Nel 2021 l'agricoltura che l'anno precedente si era distinta come uno dei settori meno penalizzati dal lockdown, non ha beneficiato del generale clima di ripresa che ha caratterizzato il secondo anno della pandemia.
Il settore agricolo e agroalimentare nella fase della crisi pandemica
Dall’inizio della pandemia la filiera produttiva del settore dell’agricoltura, silvicoltura e pesca non ha subito interruzioni di rilievo: le attività collegate alla coltivazione e alla pesca sono state incluse, pur con alcune differenziazioni, tra quelle ritenute necessarie e, quindi, a esse non sono stati applicati i divieti imposti per le altre attività di produzione o di scambio al fine di contenere la diffusione del contagio.
Garantire la sicurezza alimentare ha costituito, infatti, una delle priorità fondamentali dei governi e della Commissione europea. Tuttavia anche il settore primario si è dovuto scontrare con le complessità all'interno delle catene logistiche, le restrizioni alla libertà di movimento, la significativa carenza di risorse umane (soprattutto di immigrati impossibilitati a raggiungere i luoghi delle produzioni stagionali) nonché con la caduta generalizzata del reddito dei consumatori. Il settore nel 2020 ha perso l’1,8% della produzione e il 4,7% del valore aggiunto in volume, a fronte di un calo dell’8,8% registrato per l’intera economia nazionale.
La crisi ha danneggiato soprattutto le attività secondarie, primo fra tutti il comparto agrituristico.
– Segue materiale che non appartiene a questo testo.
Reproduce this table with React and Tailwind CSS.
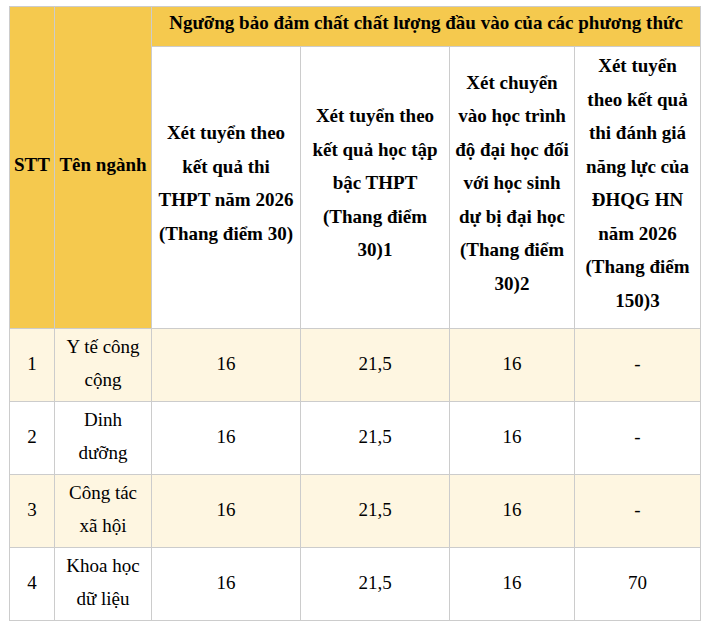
const rows = [
  { stt: '1', name: ['Y tế công', 'cộng'], a: '16', b: '21,5', c: '16', d: '-', shaded: true },
  { stt: '2', name: ['Dinh', 'dưỡng'], a: '16', b: '21,5', c: '16', d: '-', shaded: false },
  { stt: '3', name: ['Công tác', 'xã hội'], a: '16', b: '21,5', c: '16', d: '-', shaded: true },
  { stt: '4', name: ['Khoa học', 'dữ liệu'], a: '16', b: '21,5', c: '16', d: '70', shaded: false },
];

// method headers, broken the way the source table wraps them
const methods = [
  ['Xét tuyển theo', 'kết quả thi', 'THPT năm 2026', '(Thang điểm 30)'],
  ['Xét tuyển theo', 'kết quả học tập', 'bậc THPT', '(Thang điểm', '30)1'],
  ['Xét chuyển', 'vào học trình', 'độ đại học đối', 'với học sinh', 'dự bị đại học', '(Thang điểm', '30)2'],
  ['Xét tuyển', 'theo kết quả', 'thi đánh giá', 'năng lực của', 'ĐHQG HN', 'năm 2026', '(Thang điểm', '150)3'],
];

function Lines({ lines }) {
  return lines.map((l, i) => (
    <span key={i} className="block whitespace-nowrap">{l}</span>
  ));
}

const cell = 'border border-[#cccccc] px-[3px] text-center align-middle';

export default function App() {
  return (
    <div className="bg-white min-h-[632px] pt-[6px] pl-[9px] font-['Liberation_Serif',serif] text-black">
      <table className="table-fixed border-collapse w-[691px] text-[19px]">
        <colgroup>
          <col className="w-[45px]" />
          <col className="w-[97px]" />
          <col className="w-[149px]" />
          <col className="w-[149px]" />
          <col className="w-[125px]" />
          <col className="w-[126px]" />
        </colgroup>
        <thead className="font-bold leading-[33.5px]">
          <tr className="h-[40px]">
            <th rowSpan={2} className={`${cell} bg-[#f5c94e] pt-0 pb-[6px]`}>STT</th>
            <th rowSpan={2} className={`${cell} bg-[#f5c94e] pt-0 pb-[6px] whitespace-nowrap`}>Tên ngành</th>
            <th colSpan={4} className={`${cell} bg-[#f5c94e] leading-[30px] pt-0 pb-[8px]`}>
              Ngưỡng bảo đảm chất chất lượng đầu vào của các phương thức
            </th>
          </tr>
          <tr className="h-[282px]">
            {methods.map((m, i) => (
              <th key={i} className={`${cell} bg-white pt-0 pb-[9px]`}>
                <Lines lines={m} />
              </th>
            ))}
          </tr>
        </thead>
        <tbody className="leading-[33px]">
          {rows.map((r) => (
            <tr key={r.stt} className={`h-[73px] ${r.shaded ? 'bg-[#fef6e1]' : 'bg-white'}`}>
              <td className={`${cell} pt-0 pb-[4px]`}>{r.stt}</td>
              <td className={`${cell} pt-0 pb-[5px]`}><Lines lines={r.name} /></td>
              <td className={`${cell} pt-0 pb-[4px]`}>{r.a}</td>
              <td className={`${cell} pt-0 pb-[4px]`}>{r.b}</td>
              <td className={`${cell} pt-0 pb-[4px]`}>{r.c}</td>
              <td className={`${cell} pt-0 pb-[4px]`}>{r.d}</td>
            </tr>
          ))}
        </tbody>
      </table>
    </div>
  );
}
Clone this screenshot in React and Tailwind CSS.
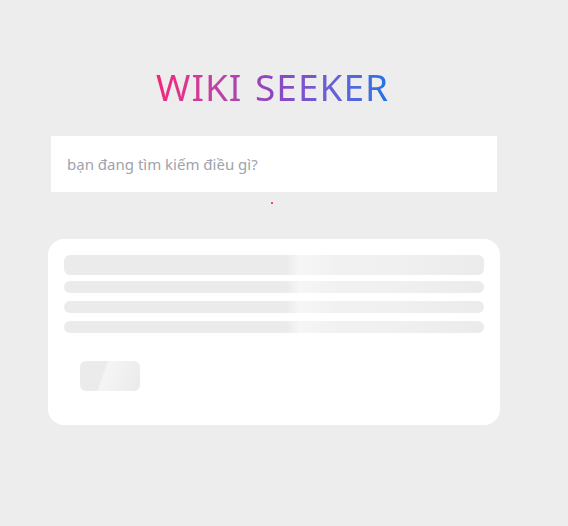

Anche il settore della pesca nel 2020 ha subito un pesante ridimensionamento (-19,9% di produzione e -26,8% di valore aggiunto in volume).
Nel 2021, poi, l’agricoltura non ha beneficiato della ripresa dell’economia nazionale poiché fortemente colpita da fattori climatici avversi: i volumi produttivi sono infatti ulteriormente diminuiti (-0,4%) e il rilevante incremento dei costi di produzione ha indotto un nuovo calo del valore aggiunto dello 0,8%. Ciononostante segnali positivi sono arrivati dai dati su occupazione e redditi agricoli; anche il comparto agroalimentare ha segnato una crescita in volume del 2,4%.
Dalla resilienza nel 2020 a una ripresa frenata nel 2021
Nel biennio 2020-2021 l’agricoltura, come attività essenziale, ha goduto di un livello di operatività che le ha permesso di mantenere pressoché inalterato il suo contributo alla formazione della ricchezza nazionale. A pagare il prezzo della crisi sono state soprattutto le attività secondarie e i servizi di supporto, ma la capacità di resilienza del settore ha permesso di contenere la perdita di valore aggiunto, che nel 2020 è diminuito in volume del 4,7%, fermandosi appena sopra i 33,3 miliardi di euro.
Nel 2021 il settore dell’agricoltura, silvicoltura e pesca ha, però, subìto gli affetti negativi delle avverse condizioni climatiche cui si è aggiunto, soprattutto nella seconda parte dell’anno, il forte rincaro dei costi degli input produttivi. In controtendenza rispetto agli altri settori economici, che hanno visto un recupero generalizzato del valore aggiunto, il settore ha pertanto registrato una ulteriore modesta contrazione: la produzione è diminuita in volume dello 0,4% e il valore aggiunto dello 0,8% (Prospetto 1). I prodotti tipici dell’agricoltura hanno subìto una contrazione dell’1,2% del volume della produzione e dello 0,6% del valore aggiunto e flessioni consistenti hanno interessato anche la silvicoltura, la cui produzione ha perso il 5,3% in volume (-3,2% il valore aggiunto) e la pesca (-1,8% la produzione e
-2,9% il valore aggiunto in volume). Solo le attività secondarie dell’agricoltura, che nel 2020 avevano sperimentato una drastica riduzione dei volumi di produzione (-17,2%), nel 2021 hanno registrato un consistente recupero (+9,6%).
L’elemento distintivo del biennio, ma soprattutto dell’ultimo anno, è stato il progressivo incremento dei prezzi, lievitati dallo 0,7% al 6,7%, e il repentino innalzamento dei costi dei consumi intermedi, da -1% del 2020 a +8,5% nel 2021.